Project 16 [More theoretical properties of linear regression]

This project is under construction, but you can still work on it

See Lectures 13-15 from the maths Part IB Statistics lecture notes and write an exposition for something that you find interesting.

Hypothesis testing/Confidence intervals

Project 17 [Chi-squared and t-student distributions]

This project is under construction, but you can still work on it

Read Lectures 8, 10 and 11 from the maths Part IB Statistics lecture notes and write an exposition for how chi-squared and t-student distributions relate to the Normal distribution, and how they are used for confidence intervals and hypothesis testing.

Project 18 [Neyman-Pearson Hypothesis testing framework]

This project is under construction, but you can still work on it

Read Lecture 6 from the maths Part IB Statistics lecture notes and write an exposition for Neyman-Pearson hypothesis testing framework.

More models and datasets

Project 19 [A neural probabilistic model]

  1. Read about Recurrent Neural Networks from Section 10.6 in the extended lecture notes. (If you want to look at an example of a RNN gate, read e.g. this).
  2. Follow this Jupyter notebook to implement an RNN that generates text.

Project 20 [Creating your own dataset]

In this project, you can create a dataset and perform statistical inference on that.

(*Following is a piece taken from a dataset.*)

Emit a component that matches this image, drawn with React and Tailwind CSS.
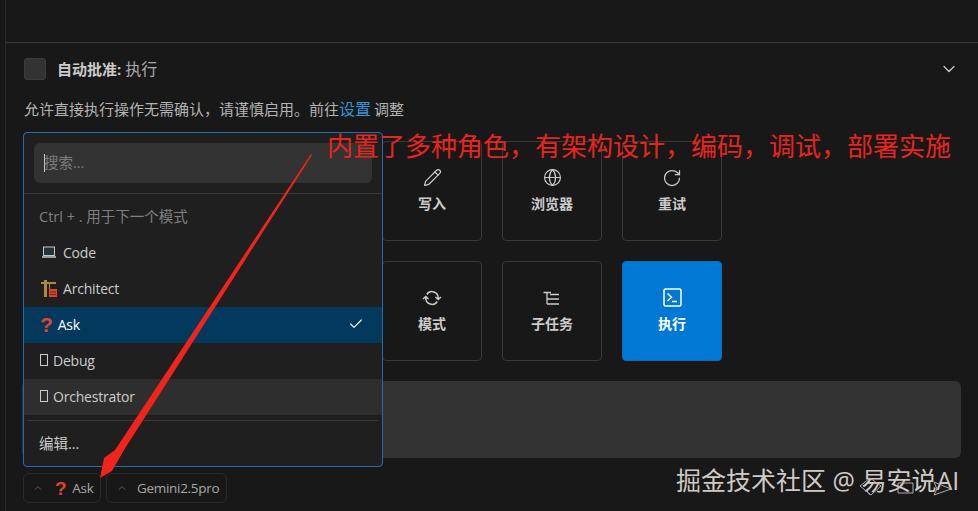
import { Check, ChevronDown, ChevronUp, Globe, Pencil, RotateCw } from "lucide-react";

const FONT = "font-['Open_Sans','Noto_Sans_CJK_SC',sans-serif]";

function SyncIcon() {
  return (
    <svg width="20" height="20" viewBox="0 0 20 20" fill="none" stroke="currentColor" strokeWidth="1.5">
      <path d="M16.2 11.5V10A6.2 6.2 0 0 0 4.8 6.5M3.8 8.5V10A6.2 6.2 0 0 0 15.2 13.5M1 11l2.8-2.5L6.5 11M13.5 9l2.7 2.5L19 9" />
    </svg>
  );
}

function ListTreeIcon() {
  return (
    <svg width="18" height="18" viewBox="0 0 18 18" fill="none" stroke="currentColor" strokeWidth="1.3">
      <path d="M0.5 3.5H8M4 3.5V15M7 5.5H16M4 10H16M4 15H16" />
    </svg>
  );
}

function TerminalIcon() {
  return (
    <svg width="19" height="19" viewBox="0 0 19 19" fill="none" stroke="currentColor" strokeWidth="1.5">
      <rect x="1" y="1" width="17" height="17" rx="1.5" />
      <path d="M4.5 5.5L8.5 9.2 4.5 13M9 13.5H14" />
    </svg>
  );
}

function Tile({ label, icon, active, className = "" }) {
  return (
    <div
      className={`flex h-[100px] w-[100px] flex-col items-center justify-center rounded-sm border pb-[3px] ${
        active ? "border-[#0a6cbd] bg-[#0078d4] text-white" : "border-[#3a3a3a] text-[#cccccc]"
      } ${className}`}
    >
      <span className="flex h-[24px] items-center">{icon}</span>
      <span className="mt-[4px] text-[14px] leading-[20px] font-bold">{label}</span>
    </div>
  );
}

function Tofu() {
  return <span className="inline-block h-[12px] w-[8px] border border-[#cccccc]" />;
}

function Question({ size = "text-[21px]" }) {
  return <span className={`${size} font-['Liberation_Sans'] leading-none font-bold text-[#e0452a]`}>?</span>;
}

function CraneIcon() {
  return (
    <svg width="17" height="17" viewBox="0 0 17 17">
      <path d="M0 2h15v2H0zM3 0h3v17H3zM8 4h1v5H8z" fill="#b08a3c" />
      <rect x="8" y="9" width="8" height="8" fill="#d8452c" />
      <path d="M9 12h6M9 14.5h6" stroke="#5a1d12" strokeWidth="0.8" />
    </svg>
  );
}

function LaptopIcon() {
  return (
    <svg width="16" height="16" viewBox="0 0 16 16" fill="none" stroke="#c8c8c8" strokeWidth="1">
      <rect x="2.5" y="3" width="11" height="8.5" fill="#26323a" />
      <path d="M1 13h14" strokeWidth="1.5" />
    </svg>
  );
}

function ModeRow({ children, className = "" }) {
  return (
    <div className={`flex h-9 items-center px-4 pb-[2px] text-[14px] tracking-[-0.2px] ${className}`}>{children}</div>
  );
}

function ModeMenu() {
  return (
    <div className="absolute top-[132px] left-[23px] flex h-[335px] w-[360px] flex-col rounded-sm border border-[#1f6fb0] bg-[#1f1f1f] text-[#cccccc]">
      <div className="border-b border-[#3a3a3a] p-[10px]">
        <div className="flex h-10 items-center rounded-md bg-[#333333] px-[10px] text-[14.5px] text-[#7d7d7d]">
          <span className="mr-[-1px] h-[18px] w-px bg-[#cccccc]" />
          搜索...
        </div>
      </div>
      <div className="flex h-[41px] items-center px-[15px] pt-[4px] text-[14.5px] text-[#7f7f7f]">Ctrl + . 用于下一个模式</div>
      <ModeRow className="gap-[6px] pl-[17px]">
        <LaptopIcon />
        Code
      </ModeRow>
      <ModeRow className="gap-[5px] pl-[17px]">
        <CraneIcon />
        Architect
      </ModeRow>
      <ModeRow className="justify-between bg-[#04395e] pr-[18px] text-white">
        <span className="flex items-center gap-[5px]">
          <Question />
          Ask
        </span>
        <Check size={16} strokeWidth={1.6} />
      </ModeRow>
      <ModeRow className="gap-[5px]">
        <Tofu />
        Debug
      </ModeRow>
      <ModeRow className="gap-[5px] bg-[#2e2e2e]">
        <Tofu />
        Orchestrator
      </ModeRow>
      <div className="mx-1 mt-[5px] h-px bg-[#3a3a3a]" />
      <div className="flex flex-1 items-center px-[15px] text-[14.5px]">编辑...</div>
    </div>
  );
}

function Overlays() {
  return (
    <>
      <div className="absolute top-[128px] left-[327px] text-[26px] leading-[36px] whitespace-nowrap text-[#e8251c]">
        内置了多种角色，有架构设计，编码，调试，部署实施
      </div>
      <div className="absolute top-[463px] left-[676px] text-[25px] leading-[34px] whitespace-nowrap text-[#cfcac6]">
        掘金技术社区 @ 易安说AI
      </div>
      <svg className="absolute top-0 left-0" width="978" height="511" viewBox="0 0 978 511">
        <path d="M312 155L124 450 112 471 100 478 104 458 115 450 311 154Z" fill="#f0241a" />
        <g fill="none" stroke="#b0aca8" strokeWidth="1">
          <path d="M860 486l10-8 11 8-10 9zM866 490l4 5" />
          <path d="M898 483h15v10h-15z" />
          <path d="M934 482l17 7-17 6 3-6z" />
        </g>
      </svg>
    </>
  );
}

export default function App() {
  return (
    <div className={`relative h-[511px] w-[978px] overflow-hidden bg-[#181818] pl-[5px] ${FONT}`}>
      <div className="h-full border-l border-[#2b2b2b]">
        <div className="h-[43px] border-b border-[#3c3c3c]" />
        <div className="pr-[17px] pl-[16px]">
          <div className="mt-[15px] flex h-[22px] items-center justify-between pl-[2px]">
            <div className="flex items-center gap-[11px] text-[15px] text-[#cccccc]">
              <span className="h-[22px] w-[22px] rounded-[3px] border border-[#3c3c3c] bg-[#333333]" />
              <span>
                <b className="font-bold">自动批准:</b> <span className="text-[16px] text-[#aaaaaa]">执行</span>
              </span>
            </div>
            <ChevronDown size={20} strokeWidth={1.5} className="mr-[2px] text-[#cccccc]" />
          </div>
          <p className="mt-[19px] ml-[2px] text-[15px] leading-[20px] text-[#b4b4b4]">
            允许直接执行操作无需确认，请谨慎启用。前往<span className="text-[16px] text-[#3794d8]">设置</span>
            <span className="ml-[3px]">调整</span>
          </p>
          <div className="mt-[22px] grid grid-cols-[repeat(6,100px)] gap-5">
            <Tile className="col-start-4" label="写入" icon={<Pencil size={19} strokeWidth={1.5} />} />
            <Tile label="浏览器" icon={<Globe size={19} strokeWidth={1.5} />} />
            <Tile label="重试" icon={<RotateCw size={20} strokeWidth={1.5} />} />
            <Tile className="col-start-4" label="模式" icon={<SyncIcon />} />
            <Tile label="子任务" icon={<ListTreeIcon />} />
            <Tile active label="执行" icon={<TerminalIcon />} />
          </div>
          <div className="mt-5 h-[77px] rounded-md bg-[#333333]" />
          <div className="mt-[15px] ml-[1px] flex gap-[5px] text-[13.5px] tracking-[-0.3px] text-[#a8a8a8]">
            <div className="flex h-[30px] w-[78px] items-center gap-[11px] rounded-md border border-[#2a2a2a] pl-[8px]">
              <ChevronUp size={12} strokeWidth={1.2} className="shrink-0 text-[#8a8a8a]" />
              <span className="flex items-center gap-[6px]">
                <Question size="text-[19px]" />
                Ask
              </span>
            </div>
            <div className="flex h-[30px] w-[121px] items-center gap-[9px] rounded-md border border-[#2a2a2a] pl-[9px]">
              <ChevronUp size={12} strokeWidth={1.2} className="shrink-0 text-[#8a8a8a]" />
              Gemini2.5pro
            </div>
          </div>
        </div>
      </div>
      <ModeMenu />
      <Overlays />
    </div>
  );
}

  1. Choose a quantity to measure. Here are some examples:
    1. Measure how much time it takes for you to cover a distance of \(10m\). Create a dataset timing yourself. Also, time yourself covering distances of various lengths.
    2. Use this Android app or any similar app (or the Arduino) to collect data with your sensors. For example,
      1. Collect light sensitivity to estimate at what time the sun sets down (and maybe estimate the tilt of the earth).
      2. Collect barometric pressure or temperature to predict the temperature in a few hours.
    3. Collect articles from various sites and perform statistical analysis on occurrences of n-grams.
  2. Choose a Data Science task and using the techniques you learnt in the course, attempt to solve it.
  3. What problems did you encounter (if any) when creating your dataset?